New Straits Times, 15 Feb 1992: "Continuity and kinks, from Mosley's point of view."


Nicholas Mosley: Imago Bird. Minerva, 1991. 186 pages. $??

review by Otto Steinmayer

Novelists rarely take the trouble to rework their books, but Imago Bird is the revised version of what Nicholas Mosley first published in 1980. It stands as the second novel in his Catastrophe Practice series, which Hopeful Monsters, his latest (reviewed here last May), completes.

    It may surprise most of us that "catastrophe" is in origin a literary critical term. It means "a complete turn-about." Aristotle, in his little book on tragedy, uses it to name the point in the plot of a play where events suddenly reverse themselves. The victim, for example, about to killed turns out to be a long lost brother.

    Traditional novelists took pride in constructing plots with many and surprising such twists. The "catastrophe" in the title of Mosley's series seems to promise novels in such a vein. But time has led us to think literary reversals as the quiet norm. They seem to us (at least as readers) no catastrophes at all, but things we have long awaited and prepared for.

    It's a cliche to say that the modern novel deals with a fragmented and disordered world, a world that has stopped making sense. Events around us take sudden new directions, and we cannot discover the reason. When a novelist makes an honest attempt to describe this world, the fragmentation of narrative generates literary catastrophes of a modern type, literary discontinuities.
Then there are real catastrophes in the vulgar modern sense: wars, murders, disasters. These find their way into the background of almost all modern fiction.

    Bert, the hero and narrator of Imago Bird, lives with his uncle, a recent British prime minister, whom he refers to only as "Uncle Bill," a politician with white hair and the pipe and gait of a sea-captain. I am sure that Mosley makes many allusions to pre-Thatcher British politics. I know nothing about them, so I leave the details to those who can decipher them.

    Bert is 18, between school and university. He faces---like all of us---a discontinuous world, whose vague menace he fends off with a stammer. Bert is an extremely intelligent young man. If he cannot express himself through his tongue, he possesses an extraordinarily rich interior voice as compensation.

    The plot of Imago Bird is the texture of Bert's world.

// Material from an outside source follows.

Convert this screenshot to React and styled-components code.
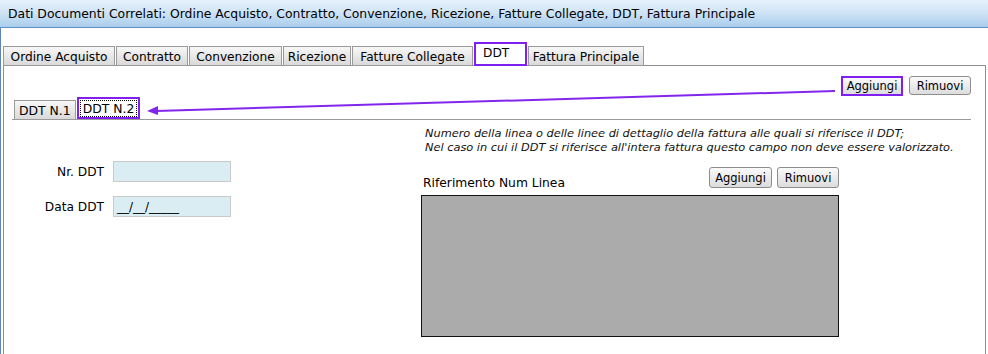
import React from "react";
import styled, { createGlobalStyle } from "styled-components";

const GlobalStyle = createGlobalStyle`
  body {
    margin: 0;
    background: #ffffff;
    font-family: "DejaVu Sans", Verdana, sans-serif;
    color: #000;
  }
`;

const Page = styled.div`
  position: relative;
  width: 988px;
  height: 354px;
  overflow: hidden;
  background: #fff;
`;

const Header = styled.div`
  height: 28px;
  box-sizing: border-box;
  padding-left: 8px;
  display: flex;
  align-items: center;
  font-size: 12.4px;
  background: linear-gradient(#e8f2fc 0%, #d0e4f6 45%, #aacdec 100%);
  border-bottom: 1px solid #5f8fc3;
`;

const Body = styled.div`
  box-sizing: border-box;
  border-left: 1px solid #5f86b3;
  padding: 15px 2px 0 2px;
  display: flex;
  flex-direction: column;
`;

const TabBar = styled.div`
  display: flex;
  align-items: flex-end;
  gap: 1px;
  height: 23px;
  margin-bottom: -1px;
  position: relative;
  z-index: 1;
`;

const Tab = styled.div`
  box-sizing: border-box;
  flex-shrink: 0;
  width: ${(p) => p.$w}px;
  height: ${(p) => (p.$active ? "24px" : "20px")};
  padding: ${(p) => (p.$active ? "2px 0 0 7px" : "1px 0 0 0")};
  display: flex;
  justify-content: ${(p) => (p.$active ? "flex-start" : "center")};
  align-items: ${(p) => (p.$active ? "flex-start" : "center")};
  font-size: 12.2px;
  white-space: nowrap;
  border: ${(p) => (p.$active ? "2px solid #7f1ff2" : "1px solid #9a9a9a")};
  background: ${(p) => (p.$active ? "#fff" : "linear-gradient(#f7f7f7, #d9d9d9)")};
`;

const Panel = styled.div`
  height: 320px;
  border: 1px solid #8e8e8e;
  padding: 10px 14px 0 0;
`;

const Toolbar = styled.div`
  display: flex;
  justify-content: flex-end;
  gap: 6px;
  height: 20px;
`;

const Button = styled.div`
  box-sizing: border-box;
  width: ${(p) => p.$w || 62}px;
  height: ${(p) => p.$h || 19}px;
  display: flex;
  align-items: center;
  justify-content: center;
  font-size: 11.5px;
  border-radius: 3px;
  border: 1px solid #8d8d8d;
  background: linear-gradient(#fafafa, #dcdcdc);
  ${(p) => p.$focus && "border-radius: 0; border: 2px solid #7f1ff2;"}
`;

const SubStrip = styled.div`
  display: flex;
  align-items: flex-end;
  margin: 1px 0 0 8px;
  padding-left: 2px;
  height: 22px;
  border-bottom: 1px solid #9a9a9a;
`;

const SubTab = styled.div`
  box-sizing: border-box;
  height: ${(p) => (p.$active ? "22px" : "19px")};
  font-size: 12.4px;
  display: flex;
  align-items: center;
  padding: 0 4px;
  margin-right: ${(p) => (p.$active ? "0" : "1px")};
  border: ${(p) => (p.$active ? "2px solid #7f1ff2" : "1px solid #9a9a9a")};
  border-bottom: ${(p) => (p.$active ? "2px solid #7f1ff2" : "none")};
  background: ${(p) => (p.$active ? "#fff" : "linear-gradient(#f7f7f7, #d9d9d9)")};
`;

const Focus = styled.span`
  outline: 1px dotted #000;
  padding: 0 2px;
  margin: 0 -2px;
`;

const Content = styled.div`
  display: grid;
  grid-template-columns: 417px 418px;
`;

const Form = styled.div`
  display: grid;
  grid-template-columns: 100px 118px;
  column-gap: 9px;
  row-gap: 14px;
  align-items: center;
  align-content: start;
  margin-top: 41px;
`;

const Label = styled.div`
  text-align: right;
  font-size: 12.2px;
`;

const Input = styled.div`
  box-sizing: border-box;
  height: 21px;
  background: #daedf3;
  border: 1px solid #c9c9c9;
  padding-left: 3px;
  font-size: 12px;
  display: flex;
  align-items: center;
`;

const RightCol = styled.div`
  display: flex;
  flex-direction: column;
`;

const Note = styled.div`
  margin: 6px 0 0 4px;
  font-size: 11.35px;
  font-style: italic;
  line-height: 14px;
  color: #111;
  white-space: nowrap;
`;

const ListHead = styled.div`
  display: flex;
  justify-content: space-between;
  align-items: flex-end;
  margin-top: 13px;
  padding-left: 2px;
`;

const Caption = styled.div`
  font-size: 12.3px;
  margin-bottom: -1px;
`;

const Buttons = styled.div`
  display: flex;
  gap: 5px;
  margin-bottom: 1px;
`;

const ListBox = styled.div`
  margin-top: 6px;
  height: 142px;
  background: #ababab;
  border: 1px solid #111;
  box-sizing: border-box;
`;

const Arrow = styled.svg`
  position: absolute;
  left: 0;
  top: 0;
  pointer-events: none;
`;

const tabs = [
  { label: "Ordine Acquisto", w: 112 },
  { label: "Contratto", w: 72 },
  { label: "Convenzione", w: 93 },
  { label: "Ricezione", w: 68 },
  { label: "Fatture Collegate", w: 121 },
  { label: "DDT", w: 53, active: true },
  { label: "Fattura Principale", w: 116 },
];

const App = () => {
  return (
    <Page>
      <GlobalStyle />
      <Header>
        Dati Documenti Correlati: Ordine Acquisto, Contratto, Convenzione, Ricezione, Fatture
        Collegate, DDT, Fattura Principale
      </Header>
      <Body>
        <TabBar>
          {tabs.map((t) => (
            <Tab key={t.label} $w={t.w} $active={t.active}>
              {t.label}
            </Tab>
          ))}
        </TabBar>
        <Panel>
          <Toolbar>
            <Button $focus $h={20}>
              Aggiungi
            </Button>
            <Button>Rimuovi</Button>
          </Toolbar>
          <SubStrip>
            <SubTab>DDT N.1</SubTab>
            <SubTab $active>
              <Focus>DDT N.2</Focus>
            </SubTab>
          </SubStrip>
          <Content>
            <Form>
              <Label>Nr. DDT</Label>
              <Input />
              <Label>Data DDT</Label>
              <Input>__/__/_____</Input>
            </Form>
            <RightCol>
              <Note>
                Numero della linea o delle linee di dettaglio della fattura alle quali si riferisce
                il DDT;
                <br />
                Nel caso in cui il DDT si riferisce all'intera fattura questo campo non deve essere
                valorizzato.
              </Note>
              <ListHead>
                <Caption>Riferimento Num Linea</Caption>
                <Buttons>
                  <Button $w={63} $h={21}>
                    Aggiungi
                  </Button>
                  <Button $h={21}>Rimuovi</Button>
                </Buttons>
              </ListHead>
              <ListBox />
            </RightCol>
          </Content>
        </Panel>
      </Body>
      <Arrow width="988" height="354">
        <line x1="835" y1="91" x2="156" y2="111" stroke="#8326ec" strokeWidth="2" />
        <polygon points="147,111 158,106 158,115" fill="#8326ec" />
      </Arrow>
    </Page>
  );
};

export default App;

He is growing up. He must make sense of his past in his family, and of the strange things that go inevitably on around him as the member of a political household. Sometimes these things are sinister or tragic, though they are not the focus of the book, and Mosley develops them in a studiedly unconventional way, with sufficient suspense.

    One of Mosley's points seems to me to be that the menace of the modern world lies much in its fragmented surface, its appearance. Bert manages his coming of age with skill. He finds intellectual or human satisfactions along the way. An elderly homosexual tries to pick him up in a railway station cafe, fails and leaves. Bert thinks: "if you just let things happen truly, at least you get a cup of coffee..."

    "Catastophe" has acquired a new technical sense in the past few years. Mathematicians have devised a catastrophe theory as a method of explaining how sudden complete turn-abouts happen in equations or in nature. The premis of the theory is that number and nature love continuity. Events do not jump from one state to the next, but must pass through some intervening stage. What seems to us a jump may not be a jump at all.

    Imagine a piece of wire twisted into a complex curve. If you close one eye and look at the wire, so that it appears to be a flat scribble, there may seem to be sharp kinks in it, points where its course reverses itself, as it were, instantaneously. Then if you open your other eye and look at the wire in three dimensions and rotate it in your hands, you see that the curve is smooth and continuous. It was your point of view that created the kinks.

    In a recent article in the Times Literary Supplement, Mosley explained his aims as a contemporary writer of novels. It seemed to him that too many new novels merely took fragmentation and discontinuity for given and intractable facts of modern life, and that novelists wasted their time parading their despair. Mosley thinks that like the traditional novel, the modern novel too should try to say something about life, to explain, or console.

    It is impossible, I think, to achieve this now in a traditional way. The old literary techniques do not wholly suffice. Yet Mosley's choice of catastrophe theory as a paradigm in writing Imago Bird succeeds, and could teach other writers.

    Bert is trying to discover the continuity that appears as the kinks of the world he sees. It's not so much a matter of putting order into things, but seeing the order that's already there. Bert's tools are his sensitivity, his intellect, and metaphor. Both "imago" and "bird" are long-running metaphors throughout the novel.

    Mosley asks also for a reader patient enough to open both eyes, so to speak, while reading his book, to rotate the narrative through three and four dimensions---because time too is an element of narrative and the world---and perceive the continuous whole.